Clustering high-dimensional data inherently involves a trade-off between abstraction—discarding redundant information—and representation—preserving discriminative structures. This work systematically examines the design principles and limitations of prevalent approaches, including K-means, subspace clustering, and deep clustering, and proposes a framework that explicitly decouples the latent space to separate clustering-relevant from clustering-irrelevant information. By doing so, the method enables a controllable balance between abstraction and representation. The proposed framework not only elucidates a key mechanism by which current deep clustering methods avoid degenerating into pure representation learning but also opens new avenues for developing more efficient and interpretable adaptive clustering algorithms.

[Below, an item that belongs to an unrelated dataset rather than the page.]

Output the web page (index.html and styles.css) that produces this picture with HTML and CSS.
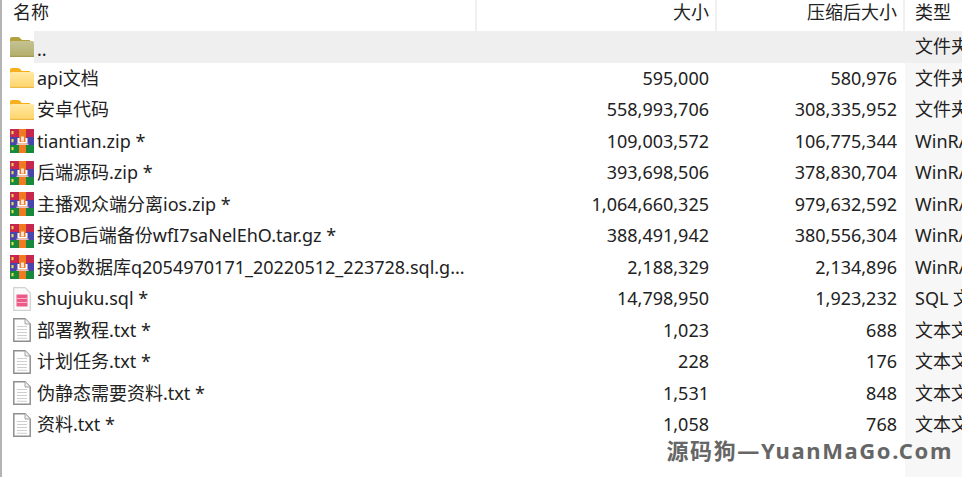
FILE: index.html
```html
<!DOCTYPE html>
<html lang="zh-CN">
<head>
    <meta charset="UTF-8">
    <title>名称</title>
    <link rel="stylesheet" href="styles.css">
</head>
<body>
    <svg class="defs" width="0" height="0">
        <defs>
            <linearGradient id="fold" x1="0" y1="0" x2="0" y2="1">
                <stop offset="0" stop-color="#ffe9a3"/>
                <stop offset="1" stop-color="#fdd468"/>
            </linearGradient>
            <linearGradient id="fold-up" x1="0" y1="0" x2="0" y2="1">
                <stop offset="0" stop-color="#c4c291"/>
                <stop offset="1" stop-color="#b3ae6c"/>
            </linearGradient>
        </defs>
        <symbol id="folder" viewBox="0 0 24 20">
            <path d="M0 5 V2 Q0 0 2 0 H8 Q9 0 10 1 L12 3 H20 V5 Z" fill="#f6b01e"/>
            <rect x="0" y="4" width="24" height="16" rx="1.5" fill="url(#fold)"/>
            <rect x="0" y="18.8" width="24" height="1.2" fill="#edbb45"/>
        </symbol>
        <symbol id="folder-up" viewBox="0 0 24 20">
            <path d="M0 5 V2 Q0 0 2 0 H8 Q9 0 10 1 L12 3 H20 V5 Z" fill="#b3a13f"/>
            <rect x="0" y="4" width="24" height="16" rx="1.5" fill="url(#fold-up)"/>
            <rect x="0" y="18.8" width="24" height="1.2" fill="#a39c58"/>
        </symbol>
        <symbol id="rar" viewBox="0 0 24 24">
            <rect x="0" y="0" width="24" height="8" fill="#c7274f"/>
            <rect x="0" y="8" width="24" height="8" fill="#4a45ad"/>
            <rect x="0" y="16" width="24" height="8" fill="#17893c"/>
            <rect x="9" y="0" width="7" height="24" fill="#ef7a1f"/>
            <rect x="1.5" y="2" width="2" height="3.2" fill="#f6dc4a"/>
            <rect x="1.5" y="10" width="2" height="3.2" fill="#f6dc4a"/>
            <rect x="1.5" y="18" width="2" height="3.2" fill="#f6dc4a"/>
            <path d="M7.5 9 H9.5 V13 H15.5 V9 H17.5 V14.6 H7.5 Z" fill="#fff"/>
            <rect x="11" y="7.5" width="3" height="5" fill="#f9e2d4"/>
            <rect x="6.5" y="14.6" width="12" height="1.4" fill="#e6c4bb"/>
        </symbol>
        <symbol id="sql" viewBox="0 0 18 24">
            <path d="M.7 .7 H12 L17.3 6 V23.3 H.7 Z" fill="#fafafa" stroke="#d2d2d2" stroke-width="1.2"/>
            <path d="M3.5 7.5 H14.5 V19.5 H3.5 Z" fill="#ec5a87"/>
            <path d="M3.5 11.5 H14.5 M3.5 15.5 H14.5" fill="none" stroke="#f6b3ca" stroke-width="1"/>
        </symbol>
        <symbol id="txt" viewBox="0 0 18 24">
            <path d="M.8 .8 H12 L17.2 6 V23.2 H.8 Z" fill="#fff" stroke="#8f8f8f" stroke-width="1.5"/>
            <path d="M12 .8 V6 H17.2" fill="#eee" stroke="#a5a5a5" stroke-width="1"/>
            <path d="M4 8.5 H14 M4 11.5 H14 M4 14.5 H14 M4 17.5 H14 M4 20.3 H14" stroke="#cfcfcf" stroke-width="1.1"/>
        </symbol>
    </svg>

    <div class="list">
        <div class="row head">
            <div class="name">名称</div>
            <div class="size">大小</div>
            <div class="packed">压缩后大小</div>
            <div class="type">类型</div>
        </div>

        <div class="row parent">
            <div class="name"><svg class="ico wide"><use href="#folder-up"/></svg><span class="up">..</span></div>
            <div class="size"></div><div class="packed"></div><div class="type">文件夹</div>
        </div>
        <div class="row">
            <div class="name"><svg class="ico wide"><use href="#folder"/></svg>api文档</div>
            <div class="size">595,000</div><div class="packed">580,976</div><div class="type">文件夹</div>
        </div>
        <div class="row">
            <div class="name"><svg class="ico wide"><use href="#folder"/></svg>安卓代码</div>
            <div class="size">558,993,706</div><div class="packed">308,335,952</div><div class="type">文件夹</div>
        </div>
        <div class="row">
            <div class="name"><svg class="ico"><use href="#rar"/></svg>tiantian.zip *</div>
            <div class="size">109,003,572</div><div class="packed">106,775,344</div><div class="type">WinRAR</div>
        </div>
        <div class="row">
            <div class="name"><svg class="ico"><use href="#rar"/></svg>后端源码.zip *</div>
            <div class="size">393,698,506</div><div class="packed">378,830,704</div><div class="type">WinRAR</div>
        </div>
        <div class="row">
            <div class="name"><svg class="ico"><use href="#rar"/></svg>主播观众端分离ios.zip *</div>
            <div class="size">1,064,660,325</div><div class="packed">979,632,592</div><div class="type">WinRAR</div>
        </div>
        <div class="row">
            <div class="name"><svg class="ico"><use href="#rar"/></svg>接OB后端备份wfI7saNelEhO.tar.gz *</div>
            <div class="size">388,491,942</div><div class="packed">380,556,304</div><div class="type">WinRAR</div>
        </div>
        <div class="row">
            <div class="name"><svg class="ico"><use href="#rar"/></svg>接ob数据库q2054970171_20220512_223728.sql.g...</div>
            <div class="size">2,188,329</div><div class="packed">2,134,896</div><div class="type">WinRAR</div>
        </div>
        <div class="row">
            <div class="name"><svg class="ico doc"><use href="#sql"/></svg>shujuku.sql *</div>
            <div class="size">14,798,950</div><div class="packed">1,923,232</div><div class="type">SQL 文件</div>
        </div>
        <div class="row">
            <div class="name"><svg class="ico doc"><use href="#txt"/></svg>部署教程.txt *</div>
            <div class="size">1,023</div><div class="packed">688</div><div class="type">文本文档</div>
        </div>
        <div class="row">
            <div class="name"><svg class="ico doc"><use href="#txt"/></svg>计划任务.txt *</div>
            <div class="size">228</div><div class="packed">176</div><div class="type">文本文档</div>
        </div>
        <div class="row">
            <div class="name"><svg class="ico doc"><use href="#txt"/></svg>伪静态需要资料.txt *</div>
            <div class="size">1,531</div><div class="packed">848</div><div class="type">文本文档</div>
        </div>
        <div class="row">
            <div class="name"><svg class="ico doc"><use href="#txt"/></svg>资料.txt *</div>
            <div class="size">1,058</div><div class="packed">768</div><div class="type">文本文档</div>
        </div>
        <div class="row filler">
            <div class="name"></div><div class="size"></div><div class="packed"></div><div class="type"></div>
        </div>
    </div>

    <div class="mark">源码狗—YuanMaGo.Com</div>
</body>
</html>
```

FILE: styles.css
```css
body {
    margin: 0;
    width: 962px;
    height: 477px;
    overflow: hidden;
    background-color: white;
    color: #222;
    font-family: "Noto Sans", "Noto Sans CJK SC", sans-serif;
    font-size: 18px;
    position: relative;
}
.defs {
    position: absolute;
}
.list {
    height: 477px;
    display: flex;
    flex-direction: column;
    margin-left: 2px;
    box-shadow: -2px 0 0 #b4b4b4;
}
.row {
    display: flex;
    height: 31.5px;
    line-height: 31.5px;
    flex: none;
}
.row > div {
    white-space: nowrap;
    overflow: hidden;
}
.name {
    width: 475px;
    display: flex;
    align-items: center;
    padding-left: 8px;
    box-sizing: border-box;
}
.size {
    width: 240px;
    text-align: right;
    padding-right: 8px;
    box-sizing: border-box;
}
.packed {
    width: 188px;
    text-align: right;
    padding-right: 8px;
    box-sizing: border-box;
}
.type {
    flex: 1;
    padding-left: 10px;
    background-color: #f7f7f7;
}
.head {
    height: 31px;
    line-height: 25px;
}
.head > div {
    background-color: white;
    border-right: 2px solid #f0f0f0;
}
.head .name {
    align-items: flex-start;
    padding-left: 11px;
}
.head .size,
.head .packed {
    padding-right: 6px;
}
.head .type {
    border-right: 0;
}
.parent .size,
.parent .packed,
.parent .type {
    background-color: #efefef;
}
.parent .name {
    background: linear-gradient(to right, white 32px, #efefef 32px);
}
.up {
    line-height: 1;
    margin-top: 4px;
}
.ico {
    width: 24px;
    height: 24px;
    flex: none;
    margin-right: 3px;
}
.ico.wide {
    height: 20px;
}
.ico.doc {
    width: 18px;
    margin: 0 6px 0 3px;
}
.filler {
    flex: 1;
}
.mark {
    position: absolute;
    right: 9px;
    top: 436px;
    color: #666;
    font-size: 22px;
    font-weight: bold;
    letter-spacing: 1.6px;
    line-height: 28px;
}
```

How to find a natural grouping of a large real data set? Clustering requires a balance between abstraction and representation. To identify clusters, we need to abstract from superfluous details of individual objects. But we also need a rich representation that emphasizes the key features shared by groups of objects that distinguish them from other groups of objects. Each clustering algorithm implements a different trade-off between abstraction and representation. Classical K-means implements a high level of abstraction - details are simply averaged out - combined with a very simple representation - all clusters are Gaussians in the original data space. We will see how approaches to subspace and deep clustering support high-dimensional and complex data by allowing richer representations. However, with increasing representational expressiveness comes the need to explicitly enforce abstraction in the objective function to ensure that the resulting method performs clustering and not just representation learning. We will see how current deep clustering methods define and enforce abstraction through centroid-based and density-based clustering losses. Balancing the conflicting goals of abstraction and representation is challenging. Ideas from subspace clustering help by learning one latent space for the information that is relevant to clustering and another latent space to capture all other information in the data. The tutorial ends with an outlook on future research in clustering. Future methods will more adaptively balance abstraction and representation to improve performance, energy efficiency and interpretability. By automatically finding the sweet spot between abstraction and representation, the human brain is very good at clustering and other related tasks such as single-shot learning. So, there is still much room for improvement.